# Required work
For every line in the data below that contains "React", copy the line.
# START OF Available data
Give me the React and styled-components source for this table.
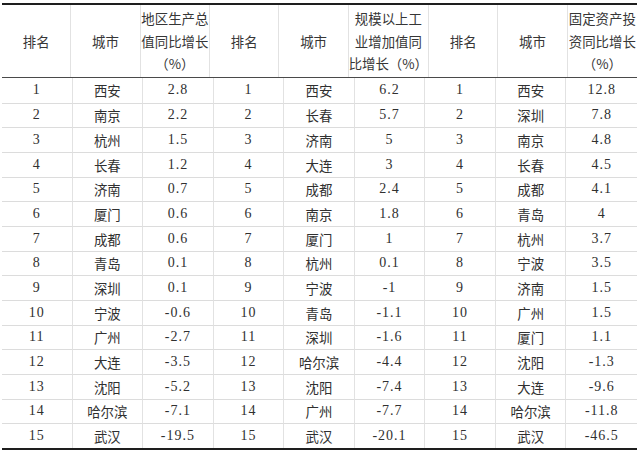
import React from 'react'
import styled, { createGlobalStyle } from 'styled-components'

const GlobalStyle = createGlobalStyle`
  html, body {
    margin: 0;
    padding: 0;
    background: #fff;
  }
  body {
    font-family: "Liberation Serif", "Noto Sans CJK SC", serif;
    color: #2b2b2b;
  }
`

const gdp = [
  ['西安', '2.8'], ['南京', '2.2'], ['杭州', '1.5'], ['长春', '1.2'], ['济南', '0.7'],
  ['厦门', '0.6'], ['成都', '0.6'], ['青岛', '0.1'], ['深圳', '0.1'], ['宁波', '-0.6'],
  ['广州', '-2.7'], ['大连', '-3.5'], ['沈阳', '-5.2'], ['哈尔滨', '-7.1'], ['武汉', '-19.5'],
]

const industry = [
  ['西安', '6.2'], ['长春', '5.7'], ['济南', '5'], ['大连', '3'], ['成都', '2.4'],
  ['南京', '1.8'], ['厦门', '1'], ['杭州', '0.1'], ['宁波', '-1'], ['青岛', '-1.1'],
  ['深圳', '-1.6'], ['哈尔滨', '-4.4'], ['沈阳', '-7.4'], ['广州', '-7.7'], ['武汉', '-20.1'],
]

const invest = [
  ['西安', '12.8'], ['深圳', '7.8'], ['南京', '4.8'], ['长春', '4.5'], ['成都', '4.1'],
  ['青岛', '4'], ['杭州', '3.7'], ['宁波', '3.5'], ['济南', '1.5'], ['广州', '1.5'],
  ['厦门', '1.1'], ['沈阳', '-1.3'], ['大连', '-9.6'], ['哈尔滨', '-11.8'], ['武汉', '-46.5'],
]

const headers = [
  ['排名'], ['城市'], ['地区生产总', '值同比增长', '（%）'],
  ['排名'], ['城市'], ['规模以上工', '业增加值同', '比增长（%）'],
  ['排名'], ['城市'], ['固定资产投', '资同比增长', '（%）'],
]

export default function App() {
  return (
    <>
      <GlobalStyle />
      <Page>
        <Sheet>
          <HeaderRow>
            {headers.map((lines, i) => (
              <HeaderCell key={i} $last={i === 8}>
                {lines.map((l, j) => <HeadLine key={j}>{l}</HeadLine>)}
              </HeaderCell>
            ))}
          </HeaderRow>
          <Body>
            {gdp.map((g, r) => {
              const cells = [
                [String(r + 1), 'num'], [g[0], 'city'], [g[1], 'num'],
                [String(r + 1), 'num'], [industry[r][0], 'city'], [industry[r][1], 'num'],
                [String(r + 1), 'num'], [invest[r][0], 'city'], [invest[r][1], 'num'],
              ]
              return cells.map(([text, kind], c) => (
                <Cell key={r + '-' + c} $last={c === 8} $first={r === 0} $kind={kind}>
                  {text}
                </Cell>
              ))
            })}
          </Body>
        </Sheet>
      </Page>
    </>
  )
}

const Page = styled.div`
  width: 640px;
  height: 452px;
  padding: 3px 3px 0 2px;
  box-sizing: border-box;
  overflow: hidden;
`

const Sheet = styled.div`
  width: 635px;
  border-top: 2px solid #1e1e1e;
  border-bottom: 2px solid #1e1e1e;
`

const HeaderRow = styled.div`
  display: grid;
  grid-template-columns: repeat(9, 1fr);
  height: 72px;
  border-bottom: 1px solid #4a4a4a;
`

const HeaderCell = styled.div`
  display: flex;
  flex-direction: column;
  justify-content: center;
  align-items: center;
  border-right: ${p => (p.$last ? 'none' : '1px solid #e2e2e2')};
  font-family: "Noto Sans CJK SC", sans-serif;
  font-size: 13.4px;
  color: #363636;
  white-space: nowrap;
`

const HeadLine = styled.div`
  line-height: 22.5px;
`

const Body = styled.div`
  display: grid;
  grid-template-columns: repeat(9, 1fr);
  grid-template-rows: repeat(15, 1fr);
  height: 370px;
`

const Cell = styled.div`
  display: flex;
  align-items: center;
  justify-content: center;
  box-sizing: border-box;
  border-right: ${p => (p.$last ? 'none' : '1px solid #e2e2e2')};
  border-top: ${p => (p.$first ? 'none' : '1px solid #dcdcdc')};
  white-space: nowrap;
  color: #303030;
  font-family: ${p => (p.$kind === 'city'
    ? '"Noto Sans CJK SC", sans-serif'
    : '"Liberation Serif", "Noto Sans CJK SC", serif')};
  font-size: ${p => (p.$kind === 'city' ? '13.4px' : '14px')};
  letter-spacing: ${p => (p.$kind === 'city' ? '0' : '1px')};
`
# END OF Available data
# Full answer
Give me the React and styled-components source for this table.
import React from 'react'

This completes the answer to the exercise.